Или другой писатель, условно назову его Y, чтобы, опять же, не нагадил в ботинок: «Постоянно перечитываю себя и всякий раз нахожу что-то новое, открываю новые грани собственного таланта».
Очень важное, по-моему, замечание, напрямую касающееся писательства, сделано Осипом Мандельштамом в следующих хрестоматийных строчках:
Достигается потом и опытом
Безотчетного неба игра.
Пот и опыт. Есть пот, нет опыта. И, наоборот, — мало пота, но много опыта.
Тоже два писательских типа. Вернее, две писательские трагедии.
Ни разу не ошибившись сердцем, ни разу не погрузившись в пьянство от стыда, отчаяния и тоски, не уйдя, хотя бы временно, из семьи, не оставив брошенными детей и не мучаясь от этого своего предательства, — разве можно верить писателю, не испытавшему ничего подобного. Дай бог каждому, конечно, жить спокойно и счастливо, но спокойно живут лишь мертвые, если то, как они живут, можно называть жизнью. Да и счастье очень верткая птица, не всегда ее удержишь в руках.
Опыт книжный тоже, понятно, опыт, тоже пища для любого писателя. Можно, начитавшись Стругацких, проходить всю жизнь в их одёжке и иметь многочисленных почитателей. Лично я таким писателям лишь сочувствую, хотя, с другой стороны, и предполагаю, что своими рассуждениями об опыте уподобляю себя известному литератору, язвившему по поводу Пушкина и его поэмы «Полтава»: невозможно де, не нюхавши пороха, изобразить реалистическую картину.
Но книжный опыт, не подкрепленный жизнью, — как кораблик, сделанный из коры: умеет плавать, но, единственно, — в луже.
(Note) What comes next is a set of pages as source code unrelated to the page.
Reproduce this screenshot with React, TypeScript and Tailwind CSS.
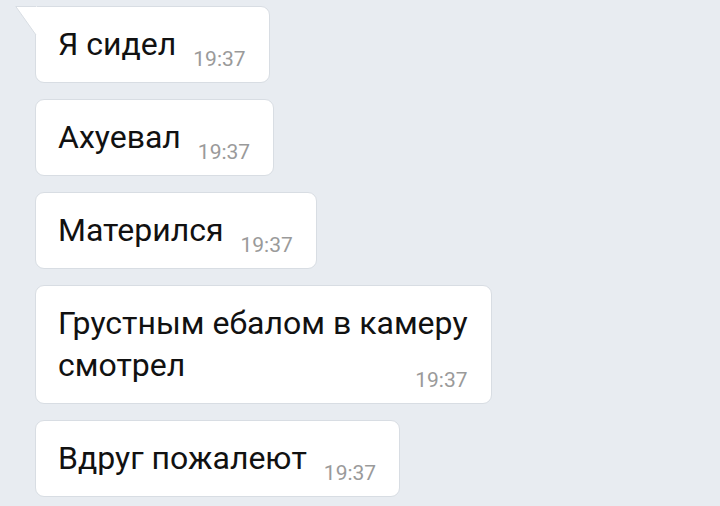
import React from "react";

const messages: { text: string; first?: boolean }[] = [
  { text: "Я сидел", first: true },
  { text: "Ахуевал" },
  { text: "Матерился" },
  { text: "Грустным ебалом в камеру\nсмотрел" },
  { text: "Вдруг пожалеют" },
];

function Bubble({ text, first }: { text: string; first?: boolean }) {
  return (
    <div
      className={
        "relative self-start bg-white border border-[#d8dde3] rounded-[9px] pl-[22px] pr-[23px] pt-[16px] pb-[17px] " +
        (first ? "rounded-tl-none" : "")
      }
    >
      {first && (
        <svg
          className="absolute left-[-21px] top-[-1px]"
          width="22"
          height="30"
          viewBox="0 0 22 30"
        >
          <path d="M22 0.5 L0.8 0.5 L21 29 Z" fill="#ffffff" />
          <path d="M21 0.5 L0.8 0.5 L21 29" fill="none" stroke="#d8dde3" strokeWidth="1" />
        </svg>
      )}
      <div className="whitespace-pre-line text-[32px] leading-[42px] text-[#111] font-['Roboto',sans-serif]">
        {text}
        <span className="float-right relative top-[15px] ml-[17px] text-[21px] leading-[42px] text-[#9a9a9a] font-['Roboto',sans-serif]">
          19:37
        </span>
      </div>
    </div>
  );
}

export default function App() {
  return (
    <div className="w-[720px] h-[506px] overflow-hidden bg-[#e8ecf1] pl-[35px] pt-[6px] flex flex-col gap-[16px]">
      {messages.map((m, i) => (
        <Bubble key={i} text={m.text} first={m.first} />
      ))}
    </div>
  );
}
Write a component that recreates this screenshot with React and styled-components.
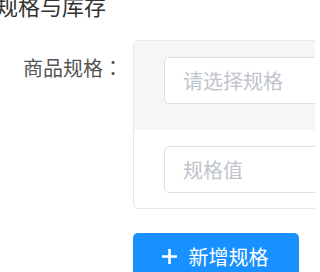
import React from "react";
import styled, { createGlobalStyle } from "styled-components";

const Global = createGlobalStyle`
  html, body { margin: 0; padding: 0; background: #fff; overflow: hidden; }
  body { font-family: "Noto Sans CJK SC", "Noto Sans", sans-serif; }
`;

const Page = styled.div`
  width: 315px;
  height: 272px;
  overflow: hidden;
`;

const Title = styled.div`
  margin: -6px 0 0 -4px;
  font-size: 22px;
  line-height: 22px;
  color: #333;
  white-space: nowrap;
`;

const FormRow = styled.div`
  display: flex;
  margin-top: 24px;
`;

const Label = styled.div`
  flex: 0 0 133px;
  box-sizing: border-box;
  padding: 17px 10px 0 0;
  text-align: right;
  font-family: "Noto Sans CJK TC", "Noto Sans CJK SC", sans-serif;
  font-size: 20px;
  line-height: 22px;
  color: #555;
  white-space: nowrap;
`;

const Body = styled.div`
  display: flex;
  flex-direction: column;
  align-items: flex-start;
`;

const Card = styled.div`
  width: 420px;
  border: 1px solid #e8e8e8;
  border-radius: 5px;
  overflow: hidden;
  background: #fff;
`;

const Section = styled.div`
  padding: ${(p) => (p.$head ? "16px 0 26px 30px" : "16px 0 15px 30px")};
  background: ${(p) => (p.$head ? "#f6f6f7" : "#fff")};
`;

const Input = styled.input`
  box-sizing: border-box;
  width: 360px;
  height: 47px;
  padding: 0 18px;
  border: 1px solid #dcdfe6;
  border-radius: 5px;
  background: #fff;
  font-family: "Noto Sans CJK SC", sans-serif;
  font-size: 20px;
  color: #333;
  outline: none;
  &::placeholder { color: #c0c4cc; }
`;

const Button = styled.button`
  margin-top: 24px;
  width: 166px;
  height: 50px;
  border: none;
  border-radius: 5px;
  background: #1890ff;
  color: #fff;
  font-family: "Noto Sans CJK SC", sans-serif;
  font-size: 20px;
  display: flex;
  align-items: center;
  justify-content: center;
  gap: 12px;
  padding: 0 2px 3px 0;
  cursor: pointer;
`;

const Plus = () => (
  <svg width="15" height="15" viewBox="0 0 15 15">
    <path d="M7.5 0v15M0 7.5h15" stroke="#fff" strokeWidth="2.6" />
  </svg>
);

export default function App() {
  return (
    <Page>
      <Global />
      <Title>规格与库存</Title>
      <FormRow>
        <Label>商品规格：</Label>
        <Body>
          <Card>
            <Section $head>
              <Input placeholder="请选择规格" />
            </Section>
            <Section>
              <Input placeholder="规格值" />
            </Section>
          </Card>
          <Button>
            <Plus />
            新增规格
          </Button>
        </Body>
      </FormRow>
    </Page>
  );
}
Правда, жизнь расплачивается с писателем довольно жестоко. Она становится для писателя не смыслом, а лишь объектом. Это удивительное открытие я сделал сам, поймав себя однажды на мысли: жизнь меня интересует в первую очередь как писательский материал. Например, если раньше я посещал писательские собрания исключительно ради того, чтобы по завершении посидеть с друзьями-писателями за рюмкой водки, то теперь я выхватываю из этих посиделок лишь те моменты, которые могут мне пригодиться как материал для будущих книг.